Three empty Glasgow homes to be brought back into use as social housing

Three empty Glasgow homes to be brought back into use as social housing

Glasgow City Council is to complete the compulsory purchase of three empty homes in Cardonald and Dennistoun and transfer them to local housing associations to be used as social housing to be allocated to homeless people or families.

The move is the latest in a programme that has brought thousands of empty homes back to productive use in Glasgow.

The council’s Contracts & Property Committee this week gave the green light to the compulsory purchase order (CPO) of these homes, all of which are tenement flats.

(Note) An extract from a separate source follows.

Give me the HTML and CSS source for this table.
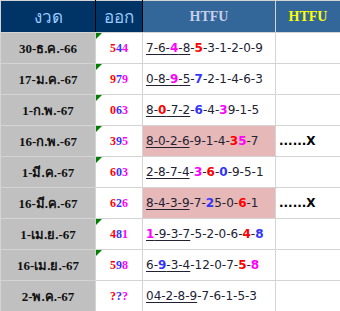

The first empty flat to be CPO’d is at 1610 Paisley Road West (Flat 4), which has been unoccupied since September 2023, and currently fails both tolerable and repairing standards and was the source of water ingress damage to commercial properties underneath.

Following approval of the CPO by Scottish Ministers, and after bringing the flat back to acceptable standards, Southside Housing Association will use the property as emergency homelessness accommodation. The housing association owns the majority of flats in the close, and these are also used for emergency homelessness accommodation.

The empty flats in Dennistoun, at 3/01 and 3/02 45 Aberfoyle Street, have lain unoccupied since March 2017 and November 2012, respectively. Flat 3/01 has not been legally inherited by anyone, and following a fire in March 2016, the flat was badly damaged and has since been neglected and allowed to deteriorate.

Flat 3/02 was also badly damaged in the same fire and has similarly been neglected and allowed to deteriorate, with the company owning it being dissolved in 2018. Both properties are a significant blight on the neighbouring homes, and if the CPOs for both flats are approved by Scottish Ministers, Milnbank Housing Association will undertake the necessary repairs to both properties and bring them back to productive use and allocate them to homeless people or families.

Councillor Ruairi Kelly, convener for Housing and Development at Glasgow City Council, said: “In the face of a housing emergency in Glasgow and many other places, a very welcome recent success story in the city is the scale of our Empty Homes programme, which has seen thousands of empty homes brought back to life in recent years. The compulsory purchase of these three homes will allow local housing associations to provide much-needed accommodation to homeless people or families.”